Hij pakt een technisch uitziend apparaat tevoorschijn. “Kijk, dit is mijn lievelingsboog, een compoundboog. Dat is nogal hightech. Ze zeggen ervan dat het is alsof je een Harley koopt: je blijft sleutelen. Je schiet met een lens en gebruikt een release voor je trekkertechniek.” Hij pakt een apparaatje dat hij in zijn hand houdt, om te bevestigen aan de boog zodat deze zo min mogelijk trilt bij het loslaten. “Met je instellingen, zelf je boog afstellen, kun je al zeventig procent van je schot voor elkaar krijgen. Dan kun je op achttien meter afstand een dubbeltje raken.”
Maar, dat lukt alleen als hij helemaal geconcentreerd is, iets dat je moet leren. “De Japanse filosofie stelt dat je je open moet stellen en toch op dat ene doel moet richten. Maakt iemand lawaai, dan laat je dat tot je komen zonder afgeleid te raken. Je maakt je los van deze wereld, je concentreert je alleen op je lichaam en je doel. Adem ik goed? Sta ik goed? In het begin wilde ik vooral hard schieten, maar dat heb ik afgeleerd. Het gaat om de verhouding, om de balans.”

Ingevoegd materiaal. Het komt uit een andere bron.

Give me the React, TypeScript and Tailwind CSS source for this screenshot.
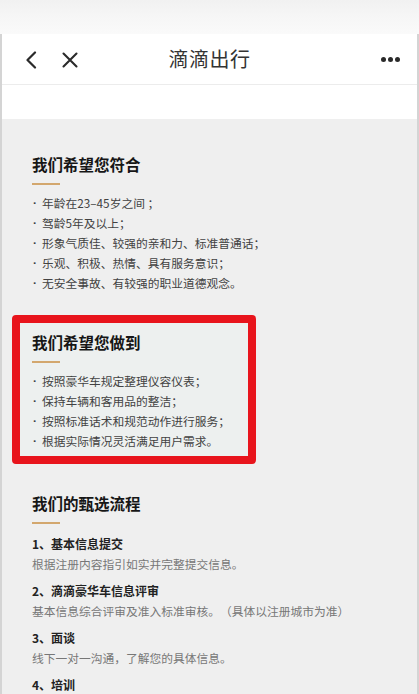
import React from "react";

const font = { fontFamily: '"Noto Sans CJK SC", "Noto Sans", sans-serif' };

function Heading({ children }: { children: React.ReactNode }) {
  return (
    <div>
      <div className="text-[15.5px] leading-[22px] font-bold text-[#161616]">{children}</div>
      <div className="mt-2 w-[28px] h-[2px] bg-[#d3a76e]" />
    </div>
  );
}

function Bullets({ items }: { items: string[] }) {
  return (
    <ul className="mt-2">
      {items.map((t) => (
        <li key={t} className="flex text-[11.75px] leading-[20px] text-[#424242]">
          <span className="w-[10px] shrink-0 pl-[1px] font-['Liberation_Sans'] font-bold overflow-hidden">·</span>
          <span>{t}</span>
        </li>
      ))}
    </ul>
  );
}

export default function App() {
  const steps = [
    ["1、基本信息提交", "根据注册内容指引如实并完整提交信息。"],
    ["2、滴滴豪华车信息评审", "基本信息综合评审及准入标准审核。（具体以注册城市为准）"],
    ["3、面谈", "线下一对一沟通，了解您的具体信息。"],
    ["4、培训", ""],
  ];
  return (
    <div style={font} className="w-[419px] h-[694px] overflow-hidden bg-[#efefef] [text-spacing-trim:space-all]">
      <div className="h-[34px] bg-gradient-to-b from-[#f1f1f1] via-[#f6f6f6] to-[#fafafa]" />
      <div className="border-l-2 border-r-2 border-[#d4d4d4]">
        <div className="h-[51px] bg-white border-b border-[#ececec] flex items-center relative">
          <svg className="absolute left-[22px] top-[17px]" width="14" height="18" viewBox="0 0 14 18">
            <path d="M11 1.5 L3.5 9 L11 16.5" fill="none" stroke="#2a2a2a" strokeWidth="2.2" strokeLinecap="round" strokeLinejoin="round" />
          </svg>
          <svg className="absolute left-[59px] top-[17px]" width="18" height="18" viewBox="0 0 18 18">
            <path d="M2.5 2.5 L15.5 15.5 M15.5 2.5 L2.5 15.5" fill="none" stroke="#2a2a2a" strokeWidth="2.1" strokeLinecap="round" />
          </svg>
          <div className="w-full text-center text-[20px] text-[#333] tracking-[0.5px]">滴滴出行</div>
          <div className="absolute right-[17px] top-[23px] flex gap-[2px]">
            <span className="w-[5px] h-[5px] rounded-full bg-[#2a2a2a]" />
            <span className="w-[5px] h-[5px] rounded-full bg-[#2a2a2a]" />
            <span className="w-[5px] h-[5px] rounded-full bg-[#2a2a2a]" />
          </div>
        </div>
        <div className="h-[34px] bg-white" />
        <div className="pl-[30px] pt-[34px] pb-10 bg-[#efefef]">
          <Heading>我们希望您符合</Heading>
          <Bullets
            items={[
              "年龄在23–45岁之间 ；",
              "驾龄5年及以上；",
              "形象气质佳、较强的亲和力、标准普通话；",
              "乐观、积极、热情、具有服务意识；",
              "无安全事故、有较强的职业道德观念。",
            ]}
          />
          <div className="relative mt-[38px]">
            <div className="absolute left-[-20px] top-[-16px] w-[244px] h-[149px] border-[8px] border-[#e8141c] rounded-[4px] bg-[#edf0ef]" />
            <div className="relative">
              <Heading>我们希望您做到</Heading>
              <Bullets
                items={[
                  "按照豪华车规定整理仪容仪表；",
                  "保持车辆和客用品的整洁；",
                  "按照标准话术和规范动作进行服务；",
                  "根据实际情况灵活满足用户需求。",
                ]}
              />
            </div>
          </div>
          <div className="mt-[41px]">
            <Heading>我们的甄选流程</Heading>
            <div className="mt-[10px] flex flex-col gap-[7px]">
              {steps.map(([t, d]) => (
                <div key={t}>
                  <div className="text-[12px] leading-[20px] font-bold text-[#222]">{t}</div>
                  {d && <div className="text-[11.75px] leading-[20px] text-[#777]">{d}</div>}
                </div>
              ))}
            </div>
          </div>
        </div>
      </div>
    </div>
  );
}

De jeugdtraining kost hem twee avonden in de week, daarnaast volgt hij zijn eigen trainingsprogramma en heeft hij nog meer hobby's: fotografie, tuinieren, lassen, vliegvissen, dingen maken. Buiten staat meubelset die hij zelf maakte van afgedankt hardhout, binnen is de eettafel gebutst van het snijden. Maar de meeste aandacht gaat naar het boogschieten. “Als je begint, zie je eerst veel vooruitgang. Na een tijd wordt het moeilijk om je gemiddelde nog een pietsje op te krikken. Maar het stellen van zulke doelen geeft plezier aan het leven. Je krijgt er energie van. Ik zie om mij heen dat mensen depressief worden. Dat zijn mensen die geen doelen hebben. Voor mensen die zich afvragen wat het leven te bieden heeft: veel dus!”